Stored records:
>> begin
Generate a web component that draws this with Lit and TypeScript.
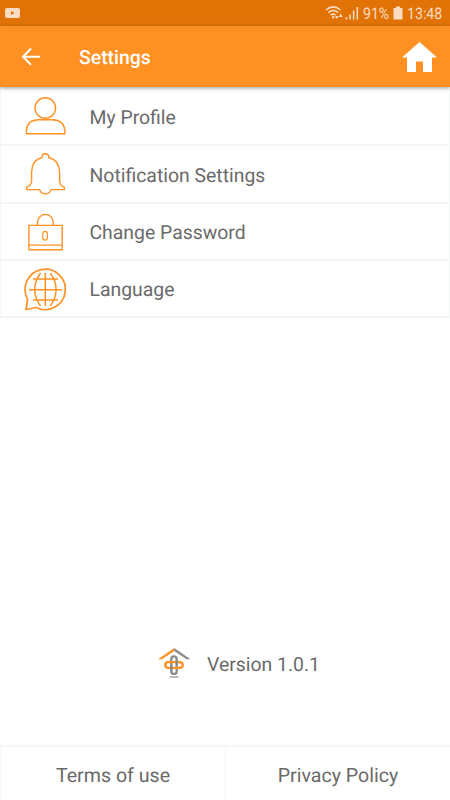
import { LitElement, html, svg, css } from "lit";
import { customElement } from "lit/decorators.js";

const profile = svg`<circle cx="45.300" cy="107.500" r="10.300"/><path d="M26.400 133.200V130q1-10.500 12-10.700h14q11.500.2 12.500 10.700v3.200z"/>`;
const bell = svg`<path d="M42 157.500q-.5-3.600 3.300-3.700 3.800.1 3.300 3.700 10.600 2.500 11 14.500v9q.2 4.500 4.800 6.300v2.300H51q-1.300 4.300-5.700 4.300t-5.700-4.300H26.500v-2.300q4.900-1.800 5.100-6.300v-9q.3-12 10.400-14.500z"/>`;
const lock = svg`<path d="M28.900 225.400h33.300v24.400H28.900zM28.900 245.100h33.300M37.500 225v-3.500a7.900 8 0 0 1 15.700 0v3.500"/><rect x="42.800" y="231.400" width="4.600" height="8.700" rx="2.300" stroke-width="1.200"/>`;
const globe = svg`<g stroke-width="1.700"><path d="M36.200 307L26 309L27.600 298.800A20.200 20.200 0 1 1 36.200 307z"/><path stroke-width="1.500" d="M45.300 272.500v33M29 289.200h33M33 278.500h25M33 299.600h25M40.500 272.500q-11.600 16.500 0 33M50.300 272.500q11.600 16.500 0 33"/></g>`;

@customElement("app-root")
export class AppRoot extends LitElement {
  static styles = css`
    :host { display: flex; flex-direction: column; width: 450px; height: 800px; overflow: hidden; background: #fff; font-family: Roboto, sans-serif; color: #6a6a6a; text-rendering: geometricPrecision; }
    * { box-sizing: border-box; }
    svg { display: block; flex: none; }
    .status { height: 26px; flex: none; background: #e17306; display: flex; align-items: center; color: #f9dcc2; padding: 0 7px 0 5px; }
    .status svg:nth-child(2) { margin-left: auto; }
    .pct, .time { font-size: 16px; line-height: 26px; white-space: nowrap; transform-origin: left; padding-top: 2px; }
    .pct { width: 27px; margin-left: 4px; margin-right: 3px; transform: scaleX(.88); }
    .time { width: 36px; margin-left: 4px; transform: scaleX(.885); }
    .bar { height: 61px; flex: none; background: #ff9123; display: flex; align-items: center; padding: 1px 13px 0 21px; box-shadow: 0 1px 4px rgba(0,0,0,.4); z-index: 1; }
    h1 { margin: 0 auto 0 38px; font-size: 19.4px; line-height: 28px; font-weight: 500; color: #fff; padding-top: 2px; }
    .list { display: grid; grid-template-rows: 57px 58px 57px 57px; flex: none; border: 1px solid #f2f6f6; border-top: 0; border-bottom-width: 2px; }
    .row { display: flex; align-items: center; padding-left: 19px; font-size: 19.400px; gap: 19.500px; padding-top: 3px; }
    .row + .row { border-top: 2px solid #f2f6f6; padding-top: 2px; }
    .row span { line-height: 24px; padding-top: 1px; }
    .row:nth-child(2) span { padding-top: 0; line-height: 23px; }
    .icon { fill: none; stroke: #ff9123; stroke-width: 1.4; stroke-linejoin: round; }
    .version { margin-top: auto; display: flex; align-items: center; height: 36px; margin-bottom: 64px; padding-left: 158px; font-size: 19.400px; gap: 16px; }
    .version span { padding-top: 2px; }
    .foot { flex: none; height: 55px; display: flex; border-top: 2px solid #f2f6f6; border-left: 1px solid #f2f6f6; font-size: 19.600px; }
    .foot div { flex: 1; display: flex; align-items: center; justify-content: center; padding-top: 4px; }
    .foot div + div { border-left: 1px solid #f2f6f6; }
  `;

  private row(label: string, top: number, shape: unknown) {
    return html`<div class="row">
      <svg class="icon" width="50" height="50" viewBox="20 ${top} 50 50">${shape}</svg>
      <span>${label}</span>
    </div>`;
  }

  render() {
    return html`
      <div class="status">
        <svg width="15" height="12" viewBox="0 0 15 12"><rect y="1" width="15" height="10" rx="2" fill="#f9dcc2"/><path d="M6 4v4l3.500-2z" fill="#e17306"/></svg>
        <svg width="34" height="16" viewBox="325 5 34 16" fill="none" stroke="#f9dcc2" stroke-width="1.500">
          <path d="M326 10q7.200-6.200 14.400 0M328.300 12.600q4.900-4.100 9.800 0M330.700 15.100q2.500-2 4.800 0"/>
          <circle cx="333.200" cy="17.300" r="1.200" fill="#f9dcc2" stroke="none"/>
          <path d="M335 16l1.800 3 1.800-3zM338.700 17l2-3.400 2 3.400z" fill="#f9dcc2" stroke="none"/>
          <path d="M346.500 19.500v-2.500M350 19.500v-5M353.600 19.500v-9M357.300 19.500v-12.500"/>
        </svg>
        <span class="pct">91%</span>
        <svg width="10" height="14" viewBox="0 0 10 14"><path d="M3 .5h4V2h2.500v11.500h-9V2H3z" fill="#f9dcc2"/></svg>
        <span class="time">13:48</span>
      </div>
      <div class="bar">
        <svg width="20" height="20" viewBox="0 0 20 20" fill="none" stroke="#fff" stroke-width="2"><path d="M10 1.500L2 9.700l8 8.200M2 9.700h17"/></svg>
        <h1>Settings</h1>
        <svg width="35" height="30" viewBox="0 0 35 30" fill="#fff"><path d="M17.500 0L35 15.500h-5V30h-9V19.500h-7V30H5V15.500H0z"/></svg>
      </div>
      <div class="list">
        ${this.row("My Profile", 91.5, profile)}
        ${this.row("Notification Settings", 150, bell)}
        ${this.row("Change Password", 208, lock)}
        ${this.row("Language", 264.5, globe)}
      </div>
      <div class="version">
        <svg width="33" height="30" viewBox="158 648 33 30" fill="none">
          <path d="M158 659.300L174.200 648V651L162 659.300z" fill="#ff9123"/>
          <path d="M190.500 659.300L174.200 648V651L186.500 659.300z" fill="#8c8c8c"/>
          <rect x="171.300" y="656.400" width="5.400" height="17.500" rx="2.700" stroke="#8c8c8c" stroke-width="2.400"/>
          <rect x="165.300" y="662.100" width="17.400" height="5.800" rx="2.900" stroke="#ff9123" stroke-width="2.400"/>
          <path d="M176.700 660v4.300M171.300 666v4.500" stroke="#8c8c8c" stroke-width="2.400"/>
          <path d="M169.500 677h9" stroke="#8c8c8c" stroke-width="1.200"/>
        </svg>
        <span>Version 1.0.1</span>
      </div>
      <div class="foot"><div>Terms of use</div><div>Privacy Policy</div></div>
    `;
  }
}
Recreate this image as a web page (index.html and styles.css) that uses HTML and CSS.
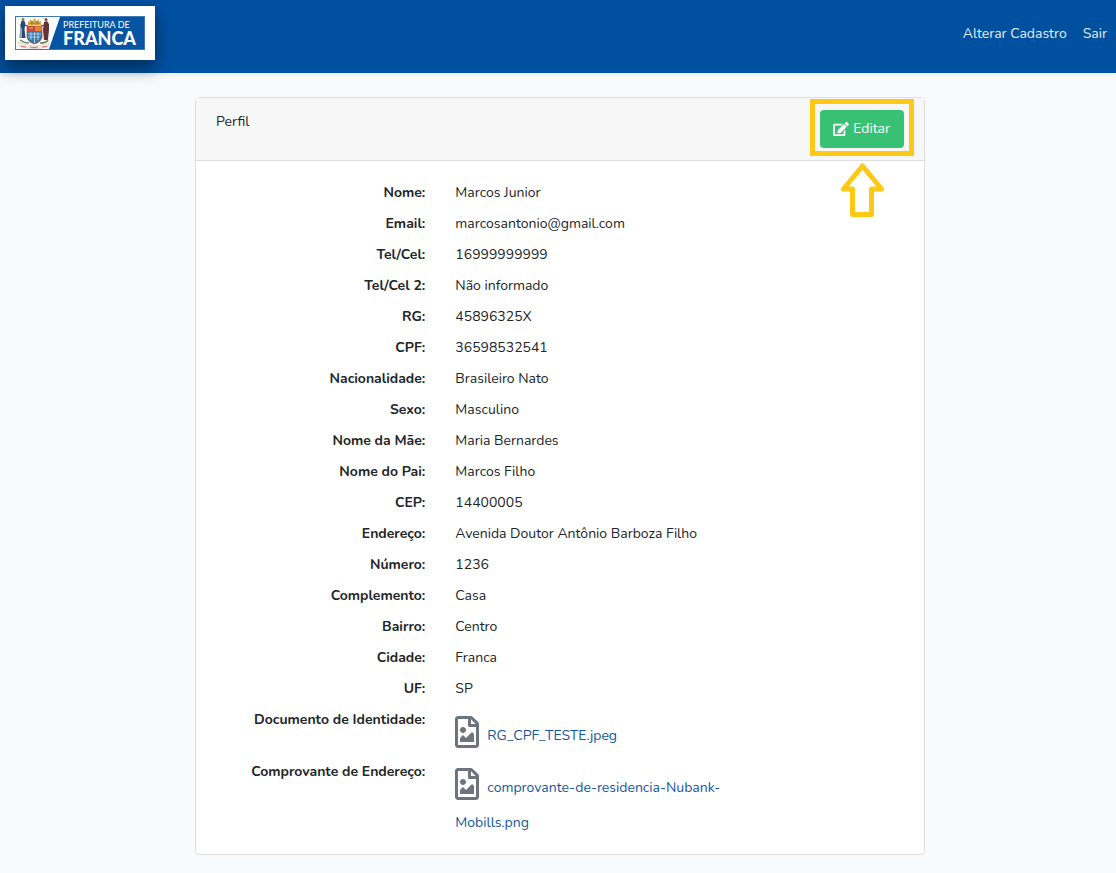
FILE: index.html
```html
<!DOCTYPE html>
<html lang="pt-BR">
<head>
<meta charset="utf-8">
<meta name="viewport" content="width=device-width, initial-scale=1">
<title>Perfil</title>
<link rel="stylesheet" href="styles.css">
</head>
<body>
<svg class="defs" width="0" height="0" aria-hidden="true">
  <symbol id="file-image" viewBox="0 0 384 512"><path d="M369.900 97.900L286 14C277 5 264.800 0 252.100 0H48C21.500 0 0 21.500 0 48v416c0 26.500 21.500 48 48 48h288c26.500 0 48-21.500 48-48V131.900c0-12.700-5.100-25-14.100-34zM332.100 128H256V51.900l76.100 76.100zM48 464V48h160v104c0 13.300 10.700 24 24 24h104v288H48zm32-48h224V288l-23.500-23.500c-4.700-4.700-12.300-4.700-17 0L176 352l-39.500-39.500c-4.700-4.700-12.300-4.700-17 0L80 352v64zm48-240c-26.500 0-48 21.500-48 48s21.500 48 48 48 48-21.500 48-48-21.500-48-48-48z"/></symbol>
</svg>
<header class="navbar">
  <a class="brand" href="#" aria-label="Prefeitura de Franca">
    <svg class="brand-logo" viewBox="0 0 130 34" aria-hidden="true">
      <rect width="130" height="34" fill="#0754a3"/>
      <path d="M1 1H45L34 33H1z" fill="#fff"/>
      <!-- left supporter -->
      <path d="M6.500 5h3l1 3-1 5 1 9H6l1-8-2-4z" fill="#27477d"/>
      <path d="M5 9l2 4v9H4l1-6z" fill="#8da3c2"/>
      <path d="M9 9l4 1" stroke="#27477d"/>
      <circle cx="8" cy="3.500" r="1.500" fill="#93684e"/>
      <!-- right supporter -->
      <path d="M29 6l3-1 2 3v6l-1 10h-4l-1-10z" fill="#653238"/>
      <path d="M29 9l-3 1" stroke="#653238"/>
      <circle cx="31" cy="3.500" r="1.500" fill="#7d4a3d"/>
      <!-- crown -->
      <path d="M13 9V5l2 1V3l2.500 2 2-3 2 3L24 3v3l2-1v4z" fill="#dbb146"/>
      <path d="M14 7h11M17 5v4M22 5v4" stroke="#85702e" stroke-width=".800"/>
      <!-- shield -->
      <path d="M12 10h15v12q-2 5-7.500 6Q14 27 12 22z" fill="#3b79ad"/>
      <path d="M12 10h15v5H12z" fill="#d2452f"/>
      <path d="M20 10h7v5h-7z" fill="#e3843b"/>
      <path d="M14 12h4M13 18h13M13 21h12M16 16v8M19.500 16v11M23 16v8" stroke="#c3dbe8" stroke-width=".800"/>
      <path d="M12 10h15v12q-2 5-7.500 6Q14 27 12 22z" fill="none" stroke="#b05043" stroke-width=".700"/>
      <!-- branches and ribbon -->
      <path d="M5 24q4 3 9 3M25 27q6 0 8-3" fill="none" stroke="#64865b" stroke-width="1.500"/>
      <path d="M3 26l7 2q10 4 19 0l5-2-1 5-6 1q-7 1-15 0l-7-1z" fill="#f8eeea" stroke="#c5b3ac" stroke-width=".500"/>
      <path d="M6 30l5 1m4 0q4 1 8 0m4 0l5-1" fill="none" stroke="#cf7068"/>
      <rect x=".500" y=".500" width="129" height="33" fill="none" stroke="#3c79b8"/>
      <text class="logo-small" x="48" y="12">PREFEITURA DE</text>
      <text class="logo-large" x="48" y="29">FRANCA</text>
    </svg>
  </a>
  <nav class="nav">
    <a href="#">Alterar Cadastro</a>
    <a href="#">Sair</a>
  </nav>
</header>
<main class="page">
  <section class="card">
    <div class="card-header">
      <span class="card-title">Perfil</span>
      <div class="callout">
        <button class="btn-edit" type="button">
          <svg class="edit-icon" viewBox="0 0 576 512" aria-hidden="true"><path fill="currentColor" d="M402.600 83.200l90.200 90.200c3.800 3.800 3.800 10 0 13.800L274.400 405.600l-92.800 10.300c-12.400 1.400-22.900-9.100-21.500-21.500l10.300-92.800L388.800 83.200c3.800-3.800 10-3.800 13.800 0zm162-22.900l-48.800-48.800c-15.200-15.200-39.900-15.200-55.200 0l-35.400 35.400c-3.800 3.800-3.800 10 0 13.800l90.200 90.200c3.800 3.800 10 3.800 13.800 0l35.400-35.400c15.200-15.300 15.200-40 0-55.200zM384 346.200V448H64V128h229.800c3.200 0 6.200-1.300 8.500-3.500l40-40c7.600-7.600 2.200-20.500-8.500-20.500H48C21.500 64 0 85.500 0 112v352c0 26.500 21.500 48 48 48h352c26.500 0 48-21.500 48-48V306.200c0-10.700-12.900-16-20.500-8.500l-40 40c-2.200 2.300-3.500 5.300-3.500 8.500z"/></svg>
          Editar
        </button>
        <svg class="callout-arrow" viewBox="0 0 44 54" aria-hidden="true"><path d="M22.500 3L3.500 26H12.500V51.500H31.500V26H41.500z" fill="#fff" stroke="#fdc915" stroke-width="5" stroke-linejoin="round"/></svg>
      </div>
    </div>
    <dl class="details">
      <dt>Nome:</dt><dd>Marcos Junior</dd>
      <dt>Email:</dt><dd>marcosantonio@gmail.com</dd>
      <dt>Tel/Cel:</dt><dd>16999999999</dd>
      <dt>Tel/Cel 2:</dt><dd>Não informado</dd>
      <dt>RG:</dt><dd>45896325X</dd>
      <dt>CPF:</dt><dd>36598532541</dd>
      <dt>Nacionalidade:</dt><dd>Brasileiro Nato</dd>
      <dt>Sexo:</dt><dd>Masculino</dd>
      <dt>Nome da Mãe:</dt><dd>Maria Bernardes</dd>
      <dt>Nome do Pai:</dt><dd>Marcos Filho</dd>
      <dt>CEP:</dt><dd>14400005</dd>
      <dt>Endereço:</dt><dd>Avenida Doutor Antônio Barboza Filho</dd>
      <dt>Número:</dt><dd>1236</dd>
      <dt>Complemento:</dt><dd>Casa</dd>
      <dt>Bairro:</dt><dd>Centro</dd>
      <dt>Cidade:</dt><dd>Franca</dd>
      <dt>UF:</dt><dd>SP</dd>
      <dt>Documento de Identidade:</dt>
      <dd class="file"><svg class="file-icon" aria-hidden="true"><use href="#file-image"/></svg><a href="#">RG_CPF_TESTE.jpeg</a></dd>
      <dt>Comprovante de Endereço:</dt>
      <dd class="file"><svg class="file-icon" aria-hidden="true"><use href="#file-image"/></svg><a href="#">comprovante-de-residencia-Nubank-Mobills.png</a></dd>
    </dl>
  </section>
</main>
</body>
</html>
```
FILE: styles.css
```css
* {
  box-sizing: border-box;
}

body {
  margin: 0;
  background: #f8fafc;
  color: #212529;
  font-family: Nunito, "Open Sans", "Noto Sans", sans-serif;
  font-size: 14px;
  line-height: 23px;
}

a {
  color: #1456a0;
  text-decoration: none;
}

.defs {
  position: absolute;
}

.navbar {
  display: flex;
  justify-content: space-between;
  align-items: flex-start;
  padding: 6px 9px 13px 5px;
  background: #0050a0;
  box-shadow: 0 2px 4px rgba(0, 0, 0, 0.06);
}

.brand {
  display: flex;
  padding: 10px;
  background: #fff;
  box-shadow: 0 8px 16px rgba(0, 0, 0, 0.45);
}

.brand-logo {
  display: block;
  width: 130px;
  height: 34px;
}

.logo-small,
.logo-large {
  fill: #fff;
  font-family: Lato, sans-serif;
}

.logo-small {
  font-size: 9px;
}

.logo-large {
  font-size: 18px;
  font-weight: 900;
}

.nav {
  display: flex;
  gap: 16px;
  padding-top: 16px;
}

.nav a {
  color: #e3edf6;
}

.page {
  padding: 24px 16px 18px 20px;
}

.card {
  max-width: 730px;
  margin: 0 auto;
  border: 1px solid #dfdfdf;
  border-radius: 4px;
  background: #fff;
}

.card-header {
  display: flex;
  justify-content: space-between;
  align-items: flex-start;
  padding: 12px 20px;
  border-bottom: 1px solid #dfdfdf;
  background: #f7f7f7;
}

.callout {
  position: relative;
}

.callout::before {
  content: "";
  position: absolute;
  inset: -11px -10px -8px;
  border: 5px solid #fdc915;
  pointer-events: none;
}

.callout-arrow {
  position: absolute;
  top: 53px;
  left: 20px;
  width: 44px;
  height: 54px;
}

.btn-edit {
  display: flex;
  align-items: center;
  gap: 4px;
  height: 38px;
  padding: 0 14px 1px 13px;
  border: 0;
  border-radius: 4px;
  background: #38c172;
  color: #fff;
  font: inherit;
}

.edit-icon {
  width: 16px;
  height: 14px;
}

.details {
  display: grid;
  grid-template-columns: 4fr 6fr 2fr;
  row-gap: 8px;
  margin: 0;
  padding: 20px 5px 15px;
}

.details dt {
  grid-column: 1;
  padding-right: 15px;
  font-weight: 700;
  text-align: right;
}

.details dd {
  grid-column: 2;
  margin: 0;
  padding: 0 15px;
}

.details .file {
  margin-bottom: -1px;
  padding-top: 10px;
  line-height: 35px;
}

.file-icon {
  width: 24px;
  height: 32px;
  margin: -4px 8px 0 0;
  fill: #6c757d;
  vertical-align: -8px;
}
```
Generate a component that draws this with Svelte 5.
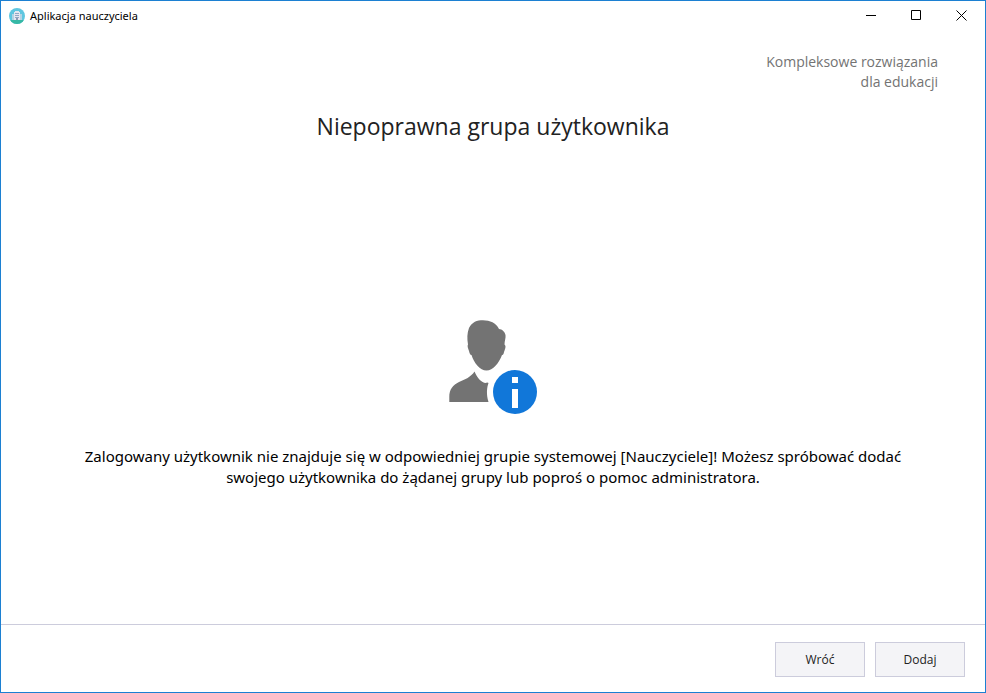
<script lang="ts">
	export let title = 'Aplikacja nauczyciela';
	export let heading = 'Niepoprawna grupa użytkownika';
	export let group = 'Nauczyciele';
	export let onBack: () => void = () => {};
	export let onAdd: () => void = () => {};
</script>

<div class="window">
	<header class="titlebar">
		<svg class="app-icon" viewBox="0 0 16 16" aria-hidden="true">
			<defs>
				<clipPath id="app-icon-clip"><circle cx="8" cy="8" r="8" /></clipPath>
			</defs>
			<g clip-path="url(#app-icon-clip)">
				<rect width="16" height="16" fill="#5fc6e0" />
				<rect y="12" width="16" height="4" fill="#36b8a5" />
				<path d="M3 12V6h2V4h1V3h4v1h1v2h2v6z" fill="#b3d3e4" />
				<path d="M5 4h1V3h4v1h1v8H5z" fill="#e6e6f0" />
				<path d="M6 5.500h4M6 7.500h4M6 9.500h4" stroke="#93a8c6" />
				<path d="M7 10h2v2H7z" fill="#9099b4" />
			</g>
		</svg>
		<span class="title">{title}</span>
		<div class="window-buttons">
			<button aria-label="Minimalizuj">
				<svg viewBox="0 0 11 11"><path d="M0 5.500h10" /></svg>
			</button>
			<button aria-label="Maksymalizuj">
				<svg viewBox="0 0 11 11"><path d="M.5 .5h9v9h-9z" /></svg>
			</button>
			<button aria-label="Zamknij">
				<svg viewBox="0 0 11 11"><path d="M.5 .5l10 10M10.500 .5l-10 10" /></svg>
			</button>
		</div>
	</header>

	<p class="tagline">Kompleksowe rozwiązania<br />dla edukacji</p>
	<h1>{heading}</h1>

	<main>
		<svg class="user-icon" viewBox="0 0 88 94" aria-hidden="true">
			<path
				fill="#737373"
				d="M19 24.500C18 19 18 13 20 8C23 2 28 .3 34 .3C41 .3 47 3 50 9C53 9 56 12 56.500 15C57 18 55.500 21 55.500 24.500C57.500 26 56 29 55 32C54.500 35 53.500 35 53 35C50 43 44 50.500 37.500 50.500C31 50.500 25 43 22.500 35C21 35 20.500 33 20 31C19 28 18 26 19 24.500Z"
			/>
			<path
				fill="#737373"
				d="M25.500 51.500C28 58 33 63 36.500 63Q38.500 62 39.500 63C38 67 37 74 39.500 82H.3V77C.3 69 4 65 10 62C16 59.500 22 57 25.500 51.500Z"
			/>
			<circle cx="66" cy="72" r="22" fill="#1177d9" />
			<path fill="#fff" d="M63 57h6v6h-6zM63 69h6v19h-6z" />
		</svg>
		<p class="message">
			Zalogowany użytkownik nie znajduje się w odpowiedniej grupie systemowej [{group}]! Możesz
			spróbować dodać swojego użytkownika do żądanej grupy lub poproś o pomoc administratora.
		</p>
	</main>

	<footer>
		<button class="action" on:click={onBack}>Wróć</button>
		<button class="action" on:click={onAdd}>Dodaj</button>
	</footer>
</div>

<style>
	:global(body) {
		margin: 0;
	}
	.window {
		display: flex;
		flex-direction: column;
		box-sizing: border-box;
		min-height: 100vh;
		border: 1px solid #1c80d2;
		background: #fff;
		color: #000;
		font-family: 'Segoe UI', 'Open Sans', 'Noto Sans', sans-serif;
	}
	.titlebar {
		display: flex;
		align-items: center;
		height: 29px;
		padding: 0 1px 0 8px;
	}
	.app-icon {
		width: 16px;
		height: 16px;
		margin-right: 5px;
	}
	.title,
	.message {
		font-family: 'Segoe UI', 'Noto Sans', sans-serif;
	}
	.title {
		font-size: 11px;
		line-height: 16px;
	}
	.window-buttons {
		display: flex;
		margin-left: auto;
	}
	.window-buttons button {
		display: flex;
		align-items: center;
		justify-content: center;
		width: 45px;
		height: 29px;
		padding: 0;
		border: 0;
		background: none;
	}
	.window-buttons svg {
		width: 11px;
		height: 11px;
		fill: none;
		stroke: #000;
	}
	.tagline {
		margin: 22px 47px 0 0;
		color: #737373;
		font-size: 14px;
		line-height: 20px;
		text-align: right;
	}
	h1 {
		margin: 18px 20px 0;
		color: #222;
		font-size: 23px;
		font-weight: 400;
		line-height: 32px;
		text-align: center;
	}
	main {
		display: flex;
		flex: 1;
		flex-direction: column;
		align-items: center;
		justify-content: center;
		padding: 42px 70px 0;
	}
	.user-icon {
		width: 88px;
		height: 94px;
	}
	.message {
		margin: 32px 0 0;
		font-size: 15px;
		line-height: 21px;
		text-align: center;
	}
	footer {
		display: flex;
		justify-content: flex-end;
		gap: 10px;
		padding: 17px 20px 15px;
		border-top: 1px solid #ccccdc;
	}
	.action {
		width: 90px;
		height: 35px;
		border: 1px solid #ccccdc;
		background: #f4f4f7;
		color: #222;
		font-family: inherit;
		font-size: 12px;
	}
</style>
>> end
▸ WORK TO DO
Pull out all lines of the data with the string "Generate".

▸ FULL RESPONSE
Generate a web component that draws this with Lit and TypeScript.
Generate a component that draws this with Svelte 5.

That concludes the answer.